多いんだか少ないんだかよくわからないが、以前から
比べれば確実にペースダウンしている。
そして、難しそうな本にチャレンジしなくなり、
「面白さ」に重点を置いた選定になっている。
社会人になって10数年間は小説なんてほとんど読まなかった
のが、ある時から突然推理小説にハマり、松本清張全集を購入。
次いで時代小説・歴史小説とマイブームは移っていき、
ついに60数巻に及ぶ司馬遼太郎全集を買うという、
自分自身の経済力からすれば暴挙としか言えないような
投資もしてしまった。
読んでない本もまだまだあるし、これから自分の興味関心が
どこに向かうのかも楽しみだし、読書の妙味は一生続いて
いくのだろう。
このぶっくぶくも一生は無理だが、まあ、自分で飽きない
うちは続けたい。
でも、飽きっぽいからなあ、オレ…。

File No.200
『隠された十字架 -法隆寺論-』梅原 猛(新潮社 1300円)
オススメ度★★★★★

言ってみれば、マイベストブック10にランクインする一冊。
これを初めて読んだのはいつ頃だったのだろうかと、本の奥付
を見てみたら、「昭和53年8月30日35刷」とあった。
ん〜、新品で買った憶えがあるから、たぶん学生の頃だろう。
それから5、6回引越しをしていて、その度に本を処分して
きたのだが、この本はずうっと我が家の本棚で生き延びている。
そして、この本を読んでから、法隆寺にいく度か足を運ぶように
なり、あの荘厳で端然とした独特な空間に魅せられていった。

この本をおそらくオレは徹夜で一気に読んだ憶えがあるが、
今見ると、字が小さくびっしりで、とてもとても…。
読みきるのに4、5日かかるんじゃないかとおもわせるほどだ。
一気に読んだというのは、もちろん、すっごく面白くて
止められなかったからに他ならない。
寝食をも忘れる面白さとはこのことか、と初めて体感した
憶えもある。

著者の梅原猛は有名な哲学者。

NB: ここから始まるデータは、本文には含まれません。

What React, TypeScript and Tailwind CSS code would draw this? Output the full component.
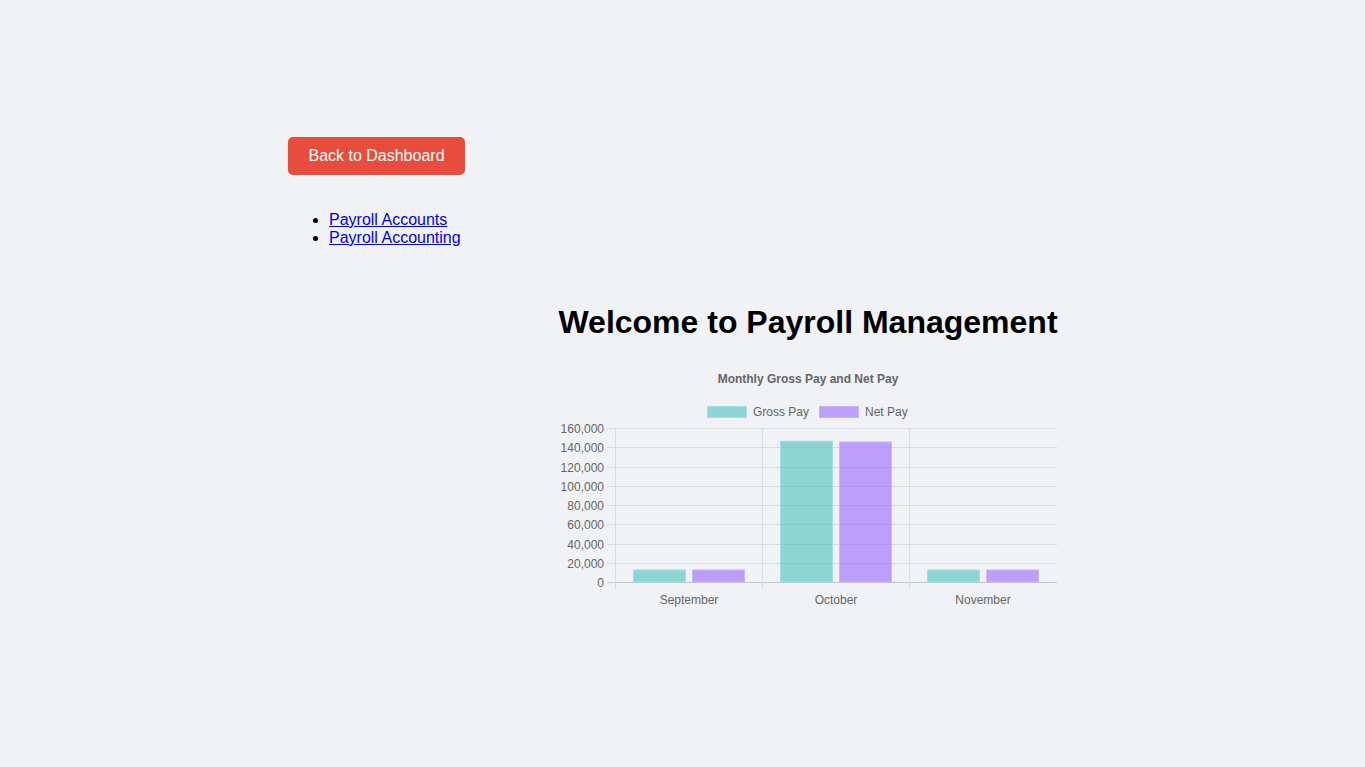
import React from "react";

const ticks = [160000, 140000, 120000, 100000, 80000, 60000, 40000, 20000, 0];
const top = 68;
const bottom = 222;
const yOf = (v: number) => bottom - (v / 160000) * (bottom - top);

const data = [
  { label: "September", gross: 12500, net: 12500 },
  { label: "October", gross: 146200, net: 145500 },
  { label: "November", gross: 12500, net: 12500 },
];

function Chart() {
  return (
    <svg width={500} height={250} viewBox="0 0 500 250" style={{ fontFamily: '"Liberation Sans", Arial, sans-serif' }}>
      <text x={250} y={23} textAnchor="middle" fontSize={12} fontWeight="bold" fill="#666">
        Monthly Gross Pay and Net Pay
      </text>
      <rect x={149.5} y={46.5} width={39} height={11} fill="rgba(75,192,192,0.6)" stroke="rgba(160,224,224,1)" />
      <text x={195} y={56} fontSize={12} fill="#666">Gross Pay</text>
      <rect x={261.5} y={46.5} width={39} height={11} fill="rgba(153,102,255,0.6)" stroke="rgba(200,180,255,1)" />
      <text x={307} y={56} fontSize={12} fill="#666">Net Pay</text>
      {ticks.map((t) => {
        const y = Math.round(yOf(t)) + 0.5;
        return (
          <g key={t}>
            <line x1={49} x2={499} y1={y} y2={y} stroke={t === 0 ? "#c4c6c9" : "#d9dbde"} strokeWidth={1} />
            <text x={46} y={y + 4} textAnchor="end" fontSize={12} fill="#666">
              {t.toLocaleString("en-US")}
            </text>
          </g>
        );
      })}
      {[57.5, 204.5, 351.5].map((x) => (
        <line key={x} x1={x} x2={x} y1={top} y2={230} stroke="#d9dbde" strokeWidth={1} />
      ))}
      {data.map((d, i) => {
        const base = 57 + i * 147;
        const gy = yOf(d.gross);
        const ny = yOf(d.net);
        return (
          <g key={d.label}>
            <rect x={base + 18.5} y={gy} width={52} height={bottom - gy} fill="rgba(75,192,192,0.6)" stroke="rgba(160,224,224,0.9)" />
            <rect x={base + 77.5} y={ny} width={52} height={bottom - ny} fill="rgba(153,102,255,0.6)" stroke="rgba(200,180,255,0.9)" />
            <text x={base + 74} y={244} textAnchor="middle" fontSize={12} fill="#666">
              {d.label}
            </text>
          </g>
        );
      })}
    </svg>
  );
}

export default function App() {
  return (
    <div className="min-h-screen bg-[#f0f2f5] pl-[288px] pt-[137px] font-['Liberation_Sans',Arial,sans-serif] text-black">
      <button className="h-[38px] w-[177px] rounded-[5px] bg-[#e74c3c] text-[16px] text-white">
        Back to Dashboard
      </button>
      <ul className="mt-[36px] list-disc pl-[41px] text-[16px] leading-[18px]">
        <li>
          <a href="#" className="text-[#0000ee] underline">Payroll Accounts</a>
        </li>
        <li>
          <a href="#" className="text-[#0000ee] underline">Payroll Accounting</a>
        </li>
      </ul>
      <div className="ml-[270px] mt-[57px] w-[500px]">
        <h1 className="whitespace-nowrap text-center text-[32px] font-bold leading-[37px]">
          Welcome to Payroll Management
        </h1>
        <div className="mt-[19px]">
          <Chart />
        </div>
      </div>
    </div>
  );
}
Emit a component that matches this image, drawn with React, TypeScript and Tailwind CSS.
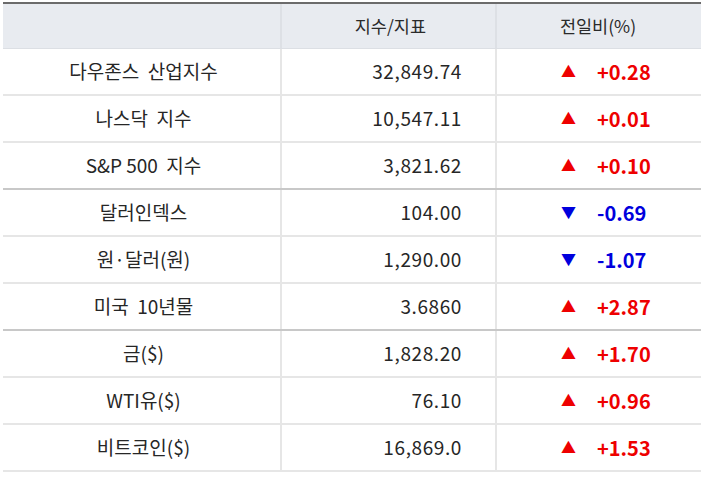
import React from "react";

type Row = { name: string; value: string; change: string; up: boolean; groupEnd?: boolean };

const rows: Row[] = [
  { name: "다우존스  산업지수", value: "32,849.74", change: "+0.28", up: true },
  { name: "나스닥  지수", value: "10,547.11", change: "+0.01", up: true },
  { name: "S&P 500  지수", value: "3,821.62", change: "+0.10", up: true, groupEnd: true },
  { name: "달러인덱스", value: "104.00", change: "-0.69", up: false },
  { name: "원·달러(원)", value: "1,290.00", change: "-1.07", up: false },
  { name: "미국  10년물", value: "3.6860", change: "+2.87", up: true, groupEnd: true },
  { name: "금($)", value: "1,828.20", change: "+1.70", up: true },
  { name: "WTI유($)", value: "76.10", change: "+0.96", up: true },
  { name: "비트코인($)", value: "16,869.0", change: "+1.53", up: true },
];

export default function App() {
  return (
    <div
      className="w-[704px] h-[477px] bg-white pt-[2px] pl-[3px] pr-[3px]"
      style={{ fontFamily: '"Noto Sans CJK KR", "Noto Sans", sans-serif' }}
    >
      <div className="border-t-2 border-[#6b6b6b]">
        <div className="grid grid-cols-[279px_215px_1fr] h-[45px] bg-[#e8ebf0] border-b border-[#dcdfe4] text-[17.5px] text-[#2a2a2a]">
          <div className="border-r-2 border-[#dde0e5]"></div>
          <div className="border-r-2 border-[#dde0e5] flex items-center justify-end pr-[69px]">지수/지표</div>
          <div className="flex items-center justify-center pr-[2px]">전일비(%)</div>
        </div>
        {rows.map((r, i) => (
          <div
            key={i}
            className={
              "grid grid-cols-[279px_215px_1fr] h-[47px] text-[19px] text-[#262626] " +
              (r.groupEnd ? "border-b-2 border-[#c8c8c8]" : "border-b-2 border-[#e6e6e6]")
            }
          >
            <div className="border-r-2 border-[#e6e6e6] flex items-center justify-center whitespace-pre pl-[4px]">
              {r.name}
            </div>
            <div className="border-r-2 border-[#e6e6e6] flex items-center justify-end pr-[33px] tracking-[0.6px]">
              {r.value}
            </div>
            <div className="flex items-center pl-[64px]">
              <span
                className={
                  "text-[15px] w-[36px] " + (r.up ? "text-[#ee0000]" : "text-[#0000dd]")
                }
              >
                {r.up ? "▲" : "▼"}
              </span>
              <span className={"font-bold text-[20px] " + (r.up ? "text-[#ee0000]" : "text-[#0000dd]")}>
                {r.change}
              </span>
            </div>
          </div>
        ))}
      </div>
    </div>
  );
}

歴史学者ではない。
だからこそ、法隆寺のナゾ解明に独特のアプローチを試みる
ことができたのだろう。
この本は、数ある法隆寺のナゾに、史料の再検討や哲学的洞察
などを通じて迫る、いわば学術的歴史推理物といった趣がある。
いや、フツーの推理小説よりは、格段に深く、面白い。

数あるナゾの中でも、極めつけは中門の柱。
法隆寺に入る中門は、5本の柱で構築されている。
奇数の5本ということは、人が出入りする真ん中に柱が
立っているということ。
他にはあまり見られないこの様式には、思わずのけぞるような
著者の答えが待っている。
今、その部分を読んでみても、背筋がゾクゾクしてきてしまう。

答えはあえて書かないが、ヒントは祭りにある。
例えば、京都の祇園祭り。
そのクライマックスは、天高く鉾をあげた山鉾巡行。
ナゼ、山鉾を天にあげるのか。
それは、天にいる疫病神を突き落とすことが始まりと言われている。
昔の人は、非業の死にたおれた人の怨念を恐れ、鎮魂ということを
大事に考えていたのだろう。
法隆寺中門の5本柱のキーワードも鎮魂である。
誰が誰をどんな理由で…、というのが、この本のクライマックス。

著者の新説が史学界でどんな評価をされているのかは知らない。
学者でもないし、そんなことは余り関係ない。
大事なことは、これまで常識と思われていたことを無条件に
受け入れず、先入観を持たずに物事を見つめていかなければ
創造なんてできない、ということ。
時代を切り拓き、新しい創造主となるような人は、かくあらねば
ならぬ、ということなのか。

オレも多分、この本を読んだ頃は、そういう青雲の志に燃えて
いたのだろうが、自分の能力のタカがわかってくるにつれ、
「分相応の」とか「身の丈にあった」、「常識的に」などという
考えが占めるようになってきた。
それが大人になる、ということだったら、少し寂しいなあ…。